Example: Take a corporate borrower with a USD loan that is based on 3-month LIBOR; the fallback provision could state that in the event of LIBOR's cessation, the rate on the loan would transition to SOFR with an addition of a fixed spread adjustment tied to the five-year historical average of the spread of LIBOR over SOFR.
3. Moving Towards Modified and Adjusted MIFOR
FBIL's launch of Adjusted MIFOR for legacy contracts and Modified MIFOR for new contracts after 2021 will make this easier:
- Adjusted MIFOR: For pre-January 1, 2022 contracts, using an "all-in" fallback rate (Adjusted SOFR plus a spread adjustment).
- Modified MIFOR: For contracts dated on or after January 1, 2022, using Adjusted SOFR with USD/INR Forward Premia as the base of calculation.
4. Carry out Thorough Exposure Reviews and Risk Analyses
Institutions must carry out a complete review of direct and indirect exposures to LIBOR and MIFOR, including:
- Enumerating all applicable contracts.
- Assessing the sufficiency of fallback provisions.
- Measuring potential financial, operational, and legal risks.
- Creating a board-approved remediation and transition plan.
5. Involve Clients and Stakeholders Effectively
Open communication is crucial to making the transition smoother. Banks are urged to:
- Find out all impacted clients and counterparties.
- Clearly articulate the rationale for the switch and its implications.
- Give detailed information on new benchmarks and fallback mechanisms.
- Use multiple communication channels like emails, webinars, FAQs, and helplines to target various segmented audiences.
6. Ensure Operational Readiness and System Upgrades
Switching to ARRs requires significant updates to systems and processes:
- Update IT infrastructure to accommodate new convention rates, e.g., compounded in arrears for SOFR.
- Test payments and settlement systems for equivalence to new rates.
- Educate personnel on new benchmarks and fallbacks.
7. Continuous Monitoring and Adherence to Regulatory Guidelines
Institutions need to stay informed about changing rules as the RBI and other agencies continue to monitor the shift. Actions include:
- Continuous updating of information on regulatory direction and industry practice.

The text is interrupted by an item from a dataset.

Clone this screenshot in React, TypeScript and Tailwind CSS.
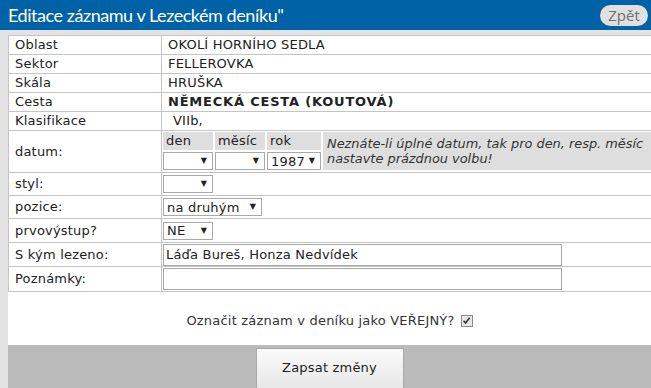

- Ongoing review and fine-tuning of transition plans.
- Active participation in industry forums and working groups for mutual insight sharing.
Complexity Considerations for Legacy Contracts
Dealing with "Tough Legacy" Contracts
Some legacy contracts do not have adequate fallback arrangements or might be difficult to modify. In such cases, banks can negotiate bilateral amendments with customers or rely on regulatory actions, e.g., introducing "synthetic" rates for a limited period of time to allow a transition to occur smoothly.
Managing Basis Risk and Value Transfer
Replacing LIBOR/MIFOR with ARRs can create basis risk due to discrepancies between old and new rates, which can impact counterparty value. Institutions are required to examine economic impacts of adjusting the spread to guarantee fair results for all interested parties.
Real-World Scenario: An influential Indian bank successfully converted a portfolio of USD LIBOR-linked loans into SOFR. The bank effectively reduced value transfer by implementing the ISDA-recommended spread adjustment, and also updated related hedges to cope with basis risk and maintain client confidence.
Legal and Conduct Risk Management
In order to forestall possible legal repercussions and reputational damage, banks ought to thoroughly record all transition choices, maintain clear records of client engagement, and ensure that change implementation will not disadvantage clients unfairly.
By adopting these organized steps, financial institutions can successfully transition from LIBOR and MIFOR to ARRs while remaining compliant and enhancing business continuity.